A few minutes into our conversation, though, we were in very traditional territory. Zhang, who also trains instructors to teach sex ed, was telling me about junior high schoolers learning “how to be a man and how to be a woman” in sex ed classes. “Some girls want to wear boy’s clothing. And a lot of boys are too feminine,” said Zhang. I wondered whether she saw the contradiction between promoting traditional gender roles and teaching sex education. Would a girl who’s taught to be soft and quiet be able to demand that her boyfriend use a condom? Would a girl who insists on using birth control be perceived as a “proper” woman?

The following week, I took the subway to Wudaokou, which is akin to Harvard Square—cafes, hordes of bright students, opinionated homeless people, and, rare for China, street musicians.

At a popular McDonald’s, I sat down with Sisi Liu, a sophomore majoring in journalism at Tsinghua University, a school often referred to as China’s MIT. She had just come from a documentary about democracy in rural villages, and though it was pouring rain outside, she was dry in a yellow summer dress.

Before Liu arrived at Tsinghua—as she said, “before I knew anything”—she had intended to stay a virgin until marriage. In high school, she had been shocked when a friend announced her intention to have sex during her freshman year in college. These days, Liu’s attitude is a bit more Woodstock, a bit less Confucius. “We’re all adults,” she said. “If it happens, then it’s very natural.”

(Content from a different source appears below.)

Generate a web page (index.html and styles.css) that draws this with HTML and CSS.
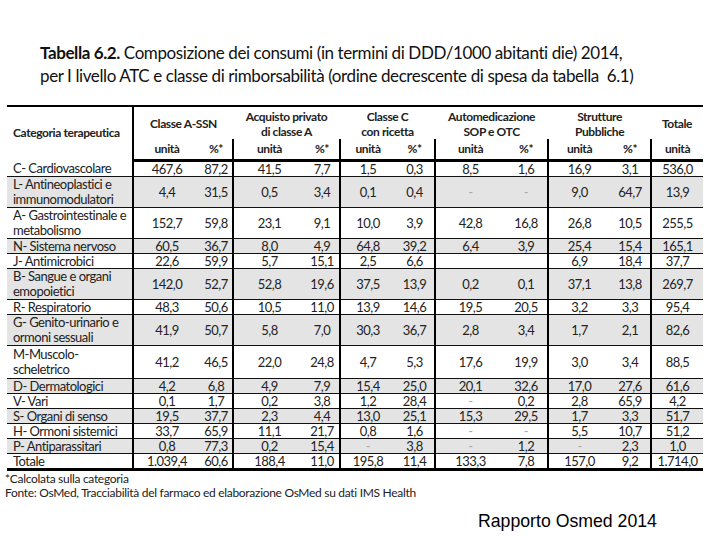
FILE: index.html
```html
<!DOCTYPE html>
<html lang="it">
<head>
<meta charset="utf-8">
<title>Tabella 6.2</title>
<link rel="stylesheet" href="styles.css">
</head>
<body>
<div class="page">
  <h1 class="title"><b>Tabella 6.2.</b> Composizione dei consumi (in termini di DDD/1000 abitanti die) 2014,<br>per I livello ATC e classe di rimborsabilità (ordine decrescente di spesa da tabella&nbsp; 6.1)</h1>
  <table class="data">
    <colgroup>
      <col class="c-cat">
      <col class="c-a1"><col class="c-a2">
      <col class="c-b1"><col class="c-b2">
      <col class="c-c1"><col class="c-c2">
      <col class="c-d1"><col class="c-d2">
      <col class="c-e1"><col class="c-e2">
      <col class="c-tot">
    </colgroup>
    <thead>
      <tr class="h1">
        <th rowspan="2" class="cat">Categoria terapeutica</th>
        <th colspan="2" class="grp">Classe A-SSN</th>
        <th colspan="2" class="grp">Acquisto privato<br>di classe A</th>
        <th colspan="2" class="grp">Classe C<br>con ricetta</th>
        <th colspan="2" class="grp">Automedicazione<br>SOP e OTC</th>
        <th colspan="2" class="grp">Strutture<br>Pubbliche</th>
        <th class="grp">Totale</th>
      </tr>
      <tr class="h2">
        <th>unità</th><th class="g">%*</th>
        <th>unità</th><th class="g">%*</th>
        <th>unità</th><th class="g">%*</th>
        <th>unità</th><th class="g">%*</th>
        <th>unità</th><th class="g">%*</th>
        <th>unità</th>
      </tr>
    </thead>
    <tbody>
      <tr><td class="cat">C- Cardiovascolare</td><td>467,6</td><td class="g">87,2</td><td>41,5</td><td class="g">7,7</td><td>1,5</td><td class="g">0,3</td><td>8,5</td><td class="g">1,6</td><td>16,9</td><td class="g">3,1</td><td>536,0</td></tr>
      <tr class="alt dbl"><td class="cat">L- Antineoplastici e<br>immunomodulatori</td><td>4,4</td><td class="g">31,5</td><td>0,5</td><td class="g">3,4</td><td>0,1</td><td class="g">0,4</td><td class="dash">-</td><td class="g dash">-</td><td>9,0</td><td class="g">64,7</td><td>13,9</td></tr>
      <tr class="dbl"><td class="cat">A- Gastrointestinale e<br>metabolismo</td><td>152,7</td><td class="g">59,8</td><td>23,1</td><td class="g">9,1</td><td>10,0</td><td class="g">3,9</td><td>42,8</td><td class="g">16,8</td><td>26,8</td><td class="g">10,5</td><td>255,5</td></tr>
      <tr class="alt"><td class="cat">N- Sistema nervoso</td><td>60,5</td><td class="g">36,7</td><td>8,0</td><td class="g">4,9</td><td>64,8</td><td class="g">39,2</td><td>6,4</td><td class="g">3,9</td><td>25,4</td><td class="g">15,4</td><td>165,1</td></tr>
      <tr><td class="cat">J- Antimicrobici</td><td>22,6</td><td class="g">59,9</td><td>5,7</td><td class="g">15,1</td><td>2,5</td><td class="g">6,6</td><td></td><td class="g"></td><td>6,9</td><td class="g">18,4</td><td>37,7</td></tr>
      <tr class="alt dbl"><td class="cat">B- Sangue e organi<br>emopoietici</td><td>142,0</td><td class="g">52,7</td><td>52,8</td><td class="g">19,6</td><td>37,5</td><td class="g">13,9</td><td>0,2</td><td class="g">0,1</td><td>37,1</td><td class="g">13,8</td><td>269,7</td></tr>
      <tr><td class="cat">R- Respiratorio</td><td>48,3</td><td class="g">50,6</td><td>10,5</td><td class="g">11,0</td><td>13,9</td><td class="g">14,6</td><td>19,5</td><td class="g">20,5</td><td>3,2</td><td class="g">3,3</td><td>95,4</td></tr>
      <tr class="alt dbl"><td class="cat">G- Genito-urinario e<br>ormoni sessuali</td><td>41,9</td><td class="g">50,7</td><td>5,8</td><td class="g">7,0</td><td>30,3</td><td class="g">36,7</td><td>2,8</td><td class="g">3,4</td><td>1,7</td><td class="g">2,1</td><td>82,6</td></tr>
      <tr class="tall"><td class="cat">M-Muscolo-<br>scheletrico</td><td>41,2</td><td class="g">46,5</td><td>22,0</td><td class="g">24,8</td><td>4,7</td><td class="g">5,3</td><td>17,6</td><td class="g">19,9</td><td>3,0</td><td class="g">3,4</td><td>88,5</td></tr>
      <tr class="alt"><td class="cat">D- Dermatologici</td><td>4,2</td><td class="g">6,8</td><td>4,9</td><td class="g">7,9</td><td>15,4</td><td class="g">25,0</td><td>20,1</td><td class="g">32,6</td><td>17,0</td><td class="g">27,6</td><td>61,6</td></tr>
      <tr><td class="cat">V- Vari</td><td>0,1</td><td class="g">1,7</td><td>0,2</td><td class="g">3,8</td><td>1,2</td><td class="g">28,4</td><td class="dash">-</td><td class="g">0,2</td><td>2,8</td><td class="g">65,9</td><td>4,2</td></tr>
      <tr class="alt"><td class="cat">S- Organi di senso</td><td>19,5</td><td class="g">37,7</td><td>2,3</td><td class="g">4,4</td><td>13,0</td><td class="g">25,1</td><td>15,3</td><td class="g">29,5</td><td>1,7</td><td class="g">3,3</td><td>51,7</td></tr>
      <tr><td class="cat">H- Ormoni sistemici</td><td>33,7</td><td class="g">65,9</td><td>11,1</td><td class="g">21,7</td><td>0,8</td><td class="g">1,6</td><td class="dash">-</td><td class="g dash">-</td><td>5,5</td><td class="g">10,7</td><td>51,2</td></tr>
      <tr class="alt"><td class="cat">P- Antiparassitari</td><td>0,8</td><td class="g">77,3</td><td>0,2</td><td class="g">15,4</td><td class="dash">-</td><td class="g">3,8</td><td class="dash">-</td><td class="g">1,2</td><td class="dash">-</td><td class="g">2,3</td><td>1,0</td></tr>
      <tr class="total"><td class="cat">Totale</td><td>1.039,4</td><td class="g">60,6</td><td>188,4</td><td class="g">11,0</td><td>195,8</td><td class="g">11,4</td><td>133,3</td><td class="g">7,8</td><td>157,0</td><td class="g">9,2</td><td>1.714,0</td></tr>
    </tbody>
  </table>
  <p class="note">*Calcolata sulla categoria</p>
  <p class="note">Fonte: OsMed, Tracciabilità del farmaco ed elaborazione OsMed su dati IMS Health</p>
  <p class="credit">Rapporto Osmed 2014</p>
</div>
</body>
</html>
```

FILE: styles.css
```css
html, body {
  margin: 0;
  padding: 0;
  background: #ffffff;
}

.page {
  width: 720px;
  height: 540px;
  padding-top: 41px;
  box-sizing: border-box;
  font-family: Lato, "Open Sans", sans-serif;
  color: #1a1a1a;
  overflow: hidden;
}

.title {
  margin: 0 0 0 40px;
  font-size: 17px;
  letter-spacing: -0.4px;
  font-weight: normal;
  line-height: 23px;
  color: #111;
  height: 64px;
}

.title b {
  font-weight: bold;
}

.data {
  margin-left: 7px;
  width: 696px;
  border-collapse: collapse;
  table-layout: fixed;
  font-size: 13px;
  letter-spacing: -0.5px;
  line-height: 14px;
  border-top: 2px solid #000;
  border-bottom: 3px solid #000;
}

.c-cat { width: 126px; }
.c-a1 { width: 67px; }
.c-a2 { width: 33px; }
.c-b1 { width: 72px; }
.c-b2 { width: 35px; }
.c-c1 { width: 55px; }
.c-c2 { width: 40px; }
.c-d1 { width: 70px; }
.c-d2 { width: 43px; }
.c-e1 { width: 62px; }
.c-e2 { width: 41px; }
.c-tot { width: 52px; }

.data th, .data td {
  padding: 0 2px;
  text-align: center;
  vertical-align: middle;
  white-space: nowrap;
}

.data th {
  font-weight: bold;
  font-size: 12px;
  letter-spacing: -0.4px;
  color: #222;
}

.data .cat {
  text-align: left;
  padding-left: 6px;
  border-right: 2px solid #000;
}

.data .g {
  border-right: 2px solid #000;
}

.data tr > :last-child {
  border-right: none;
}

.h1 th {
  height: 31px;
  padding-top: 1px;
  line-height: 15px;
}

.h1 th.cat {
  padding-top: 0;
  padding-bottom: 3px;
}

.h2 th {
  height: 20px;
  border-bottom: 3px solid #000;
}

.data tbody td {
  height: 14px;
  border-bottom: 1px solid #111;
  color: #222;
}

.data tbody tr.dbl td {
  line-height: 15px;
}

.data tbody tr.alt td {
  background: #e4e4e4;
}

.data tbody tr.tall td {
  line-height: 15px;
  padding-top: 1px;
  padding-bottom: 1px;
}

.data tbody td.dash {
  color: #aaa;
}

.data tbody tr.total td {
  border-bottom: 3px solid #000;
}

.note {
  margin: 1px 0 0 5px;
  font-size: 12px;
  letter-spacing: -0.3px;
  line-height: 14px;
  color: #222;
}

.note + .note {
  margin-top: 0;
}

.credit {
  margin: 11px 0 0 478px;
  font-family: "Liberation Sans", Arial, sans-serif;
  font-size: 17.7px;
  line-height: 20px;
  color: #000;
}
```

Liu told me that a lot of “love hotels” in the area cater to students, offering privacy for about $30 a night. Another person at the table expressed surprise—she hadn’t heard of them when she studied at Tsinghua just a few years earlier.

As a student at one of China’s best universities, Liu enjoys many advantages. One is that she attended a sex ed workshop during freshman orientation, where she practiced putting a condom on a banana.

Liu and her college friends watch Sex and the City, which continues to be enormously popular in China. “At first we liked Miranda,” she said. “But by the end, we liked Samantha the most. She controlled her life and showed that girls could be independent.”

As I walked downstairs to leave the McDonald’s, two university students caught my eye. They were in their own world, madly making out in their booth.